3. Resource Efficiency
Docker uses fewer resources compared to traditional virtual machines. Because containers share the same underlying operating system kernel, they are much lighter and require less disk space and RAM. This allows more applications to run on a single machine, which saves hardware costs and eases resource management.
4. Scalability
Docker facilitates application scalability. You can create multiple instances of a container and distribute the workload efficiently using container orchestration tools such as Kubernetes or Docker Swarm. This allows you to quickly adapt the capacity of your application according to demand, which is essential in high-load environments.
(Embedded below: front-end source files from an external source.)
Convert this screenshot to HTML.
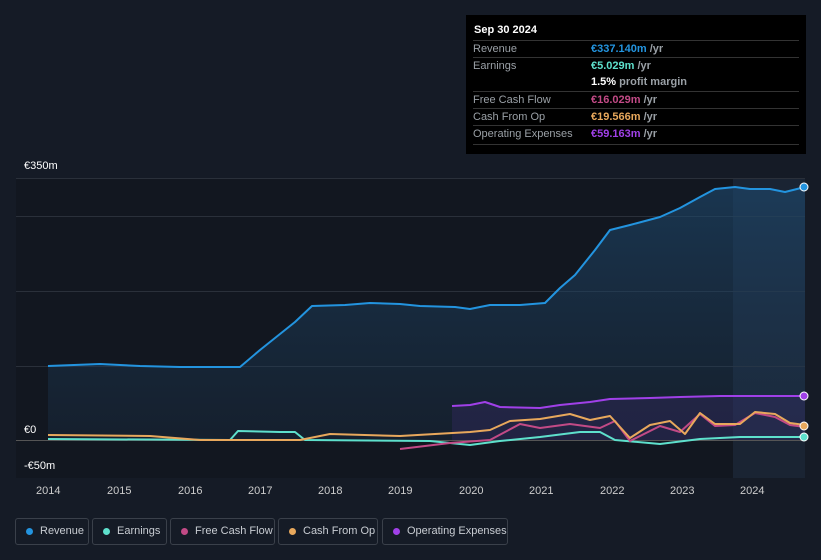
<!DOCTYPE html><html><head><style>
html,body{margin:0;width:821px;height:560px;overflow:hidden}
body{background:#151b26;font-family:"Liberation Sans",sans-serif;position:relative}
.tt{position:absolute;left:466px;top:15px;width:340px;height:139px;background:#000;color:#fff;font-size:11px}
.tt .h{position:absolute;left:8px;top:9px;font-weight:bold;font-size:11px}
.row{position:absolute;left:7px;width:326px;height:17px;border-top:1px solid #333;line-height:17px;color:#9aa0a6}
.row span{position:absolute;left:118px;font-weight:bold}
.row i{font-style:normal;color:#9aa0a6;font-weight:bold}
.leg{position:absolute;top:518px;height:27px;border:1px solid #3a404a;border-radius:3px;color:#c8ccd2;font-size:11px;line-height:25px;box-sizing:border-box;white-space:nowrap}
.leg b{position:absolute;left:10px;top:9px;width:7px;height:7px;border-radius:50%}
.leg span{position:absolute;left:24px}
.ax{position:absolute;color:#fff;font-size:11px}
</style></head><body>
<svg width="821" height="500" style="position:absolute;left:0;top:0">
<defs><linearGradient id="g" x1="0" y1="0" x2="0" y2="1"><stop offset="0" stop-color="#1e4a70" stop-opacity=".6"/><stop offset="1" stop-color="#1e3a56" stop-opacity=".25"/></linearGradient></defs>
<rect x="16" y="178" width="789" height="300" fill="#121720"/>
<rect x="733" y="178" width="72" height="300" fill="#1a2433"/>
<g stroke="#2a303a" stroke-width="1"><line x1="16" y1="178.5" x2="805" y2="178.5"/><line x1="16" y1="216.5" x2="805" y2="216.5"/><line x1="16" y1="291.5" x2="805" y2="291.5"/><line x1="16" y1="366.5" x2="805" y2="366.5"/><line x1="16" y1="440.5" x2="805" y2="440.5" stroke="#555"/></g>
<path d="M48,366 L100,364 L140,366 L180,367 L240,367 L260,350 L295,322 L312,306 L345,305 L370,303 L400,304 L420,306 L455,307 L470,309 L490,305 L520,305 L545,303 L560,288 L575,275 L595,250 L610,230 L630,225 L660,217 L680,208 L700,197 L715,189 L735,187 L750,189 L770,189 L785,192 L805,187 L805,440 L48,440Z" fill="url(#g)"/>
<path d="M452,406 L470,405 L485,402 L500,407 L540,408 L560,405 L590,402 L610,399 L650,398 L680,397 L720,396 L760,396 L805,396 L805,440 L452,440Z" fill="#3a2a6a" opacity=".35"/>
<g fill="none" stroke-width="2" stroke-linejoin="round">
<path stroke="#2394df" d="M48,366 L100,364 L140,366 L180,367 L240,367 L260,350 L295,322 L312,306 L345,305 L370,303 L400,304 L420,306 L455,307 L470,309 L490,305 L520,305 L545,303 L560,288 L575,275 L595,250 L610,230 L630,225 L660,217 L680,208 L700,197 L715,189 L735,187 L750,189 L770,189 L785,192 L805,187"/>
<path stroke="#a040e8" d="M452,406 L470,405 L485,402 L500,407 L540,408 L560,405 L590,402 L610,399 L650,398 L680,397 L720,396 L760,396 L805,396"/>
<path stroke="#5ee0cc" d="M48,439 L230,440 L238,431 L280,432 L295,432 L305,440 L430,441 L470,445 L500,441 L540,437 L580,432 L600,432 L615,440 L660,444 L700,439 L740,437 L805,437"/>
<path stroke="#c24a86" d="M400,449 L450,443 L490,440 L520,424 L540,428 L570,424 L600,428 L615,421 L630,441 L660,426 L680,432 L700,414 L715,426 L735,425 L755,413 L775,417 L790,425 L805,427"/>
<path stroke="#e8a85c" d="M48,435 L150,436 L200,440 L300,440 L330,434 L400,436 L470,432 L490,430 L510,421 L540,419 L570,414 L590,420 L610,416 L630,438 L650,425 L670,421 L685,434 L700,413 L715,424 L740,424 L755,412 L775,414 L790,423 L805,425"/>
</g>
<circle cx="804" cy="187" r="4" fill="#2394df" stroke="#fff"/>
<circle cx="804" cy="396" r="4" fill="#a040e8" stroke="#fff"/>
<circle cx="804" cy="426" r="4" fill="#e8a85c" stroke="#fff"/>
<circle cx="804" cy="437" r="4" fill="#5ee0cc" stroke="#fff"/>
</svg>
<div class="ax" style="left:24px;top:160px">€350m</div>
<div class="ax" style="left:24px;top:424px">€0</div>
<div class="ax" style="left:24px;top:460px">-€50m</div>
<div class="ax" style="left:36px;top:485px;color:#ccc">2014</div>
<div class="ax" style="left:107px;top:485px;color:#ccc">2015</div>
<div class="ax" style="left:178px;top:485px;color:#ccc">2016</div>
<div class="ax" style="left:248px;top:485px;color:#ccc">2017</div>
<div class="ax" style="left:318px;top:485px;color:#ccc">2018</div>
<div class="ax" style="left:388px;top:485px;color:#ccc">2019</div>
<div class="ax" style="left:459px;top:485px;color:#ccc">2020</div>
<div class="ax" style="left:529px;top:485px;color:#ccc">2021</div>
<div class="ax" style="left:600px;top:485px;color:#ccc">2022</div>
<div class="ax" style="left:670px;top:485px;color:#ccc">2023</div>
<div class="ax" style="left:740px;top:485px;color:#ccc">2024</div>
<div class="tt"><div class="h">Sep 30 2024</div>
<div class="row" style="top:25px">Revenue<span style="color:#2394df">€337.140m <i>/yr</i></span></div>
<div class="row" style="top:42px">Earnings<span style="color:#5ee0cc">€5.029m <i>/yr</i></span></div>
<div class="row" style="top:59px;border-top:none"><span style="color:#fff">1.5% <i>profit margin</i></span></div>
<div class="row" style="top:76px">Free Cash Flow<span style="color:#c24a86">€16.029m <i>/yr</i></span></div>
<div class="row" style="top:93px">Cash From Op<span style="color:#e8a85c">€19.566m <i>/yr</i></span></div>
<div class="row" style="top:110px">Operating Expenses<span style="color:#a040e8">€59.163m <i>/yr</i></span></div>
<div class="row" style="top:129px;height:0"></div>
</div>
<div class="leg" style="left:15px;width:74px"><b style="background:#2394df"></b><span>Revenue</span></div>
<div class="leg" style="left:92px;width:75px"><b style="background:#5ee0cc"></b><span>Earnings</span></div>
<div class="leg" style="left:170px;width:105px"><b style="background:#c24a86"></b><span>Free Cash Flow</span></div>
<div class="leg" style="left:278px;width:100px"><b style="background:#e8a85c"></b><span>Cash From Op</span></div>
<div class="leg" style="left:382px;width:126px"><b style="background:#a040e8"></b><span>Operating Expenses</span></div>
</body></html>
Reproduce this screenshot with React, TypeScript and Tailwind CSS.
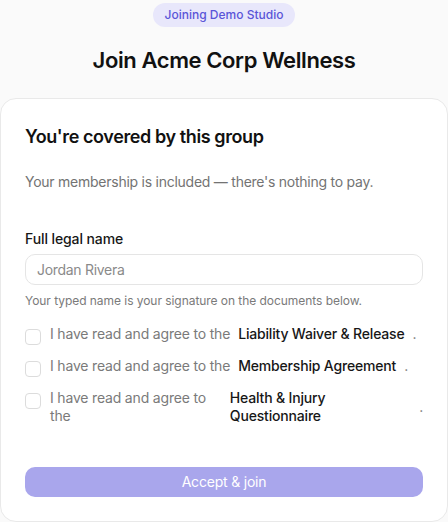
import React from "react";

const docs = [
  "Liability Waiver & Release",
  "Membership Agreement",
  "Health & Injury Questionnaire",
];

export default function App() {
  return (
    <div
      className="min-h-screen w-full bg-[#fafafa] flex flex-col items-center text-[#111111]"
      style={{ fontFamily: "Inter, 'Noto Sans', sans-serif" }}
    >
      <div className="mt-[3px] rounded-full bg-[#e8e7fb] px-3 py-1 text-xs leading-4 font-medium text-[#5a55d8]">
        Joining Demo Studio
      </div>
      <h1 className="mt-[17px] text-[22px] leading-8 font-semibold tracking-[-0.4px] text-[#111111]">
        Join Acme Corp Wellness
      </h1>
      <div className="mt-[22px] w-full rounded-2xl border border-[#e9e9e9] bg-white p-6">
        <h2 className="text-lg leading-7 font-semibold tracking-[-0.4px] text-[#111111]">
          You're covered by this group
        </h2>
        <p className="mt-[21px] text-sm leading-5 tracking-[-0.25px] text-[#737373]">
          Your membership is included — there's nothing to pay.
        </p>
        <label className="mt-[37px] block text-sm leading-5 font-medium tracking-[-0.1px] text-[#171717]">
          Full legal name
        </label>
        <div className="mt-[5px] flex h-[31px] w-full items-center rounded-[10px] border border-[#e5e5e5] bg-white px-[11px] text-sm tracking-[-0.3px] text-[#8a8a8a]">
          Jordan Rivera
        </div>
        <p className="mt-2 text-xs leading-4 tracking-[-0.05px] text-[#7a7a7a]">
          Your typed name is your signature on the documents below.
        </p>
        <div className="mt-4 flex flex-col gap-3">
          {docs.map((d) => (
            <div key={d} className="flex items-start gap-[9px]">
              <span className="mt-1 h-4 w-4 shrink-0 rounded-[4px] border border-[#dcdcdc] bg-white" />
              <span className="flex min-w-0 flex-1 items-center gap-2 text-sm leading-[18px] tracking-[-0.18px]">
                <span className="text-[#7a7a7a]">I have read and agree to the</span>
                <span className="font-medium text-[#171717]">{d}</span>
                <span className="text-[#7a7a7a]">.</span>
              </span>
            </div>
          ))}
        </div>
        <button className="mt-[42px] flex h-[30px] w-full items-center justify-center rounded-[10px] bg-[#a9a6ec] text-sm tracking-[-0.2px] text-white">
          Accept &amp; join
        </button>
      </div>
    </div>
  );
}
5. Faster development and deployment
Docker simplifies the application development and deployment process. Containers allow developers to work in local environments identical to production environments, which reduces compatibility issues and speeds up the development cycle. In addition, the deployment process becomes simpler and more automatable, saving time and reducing errors.
Conclusion
Docker has revolutionized the way applications are developed, tested, and deployed. By providing lightweight, portable, and isolated containers, it eliminates the “works on my machine” problem and ensures consistent behavior across environments. Its efficiency, scalability, and resource optimization make it an indispensable tool for modern software development. Whether you are a beginner or a professional, learning Docker opens doors to faster development, simplified deployments, and seamless collaboration between development and operations teams. Starting with Docker on Ubuntu is simple, and once set up, you can explore advanced features like Docker Compose, orchestration with Kubernetes, and building microservices architectures.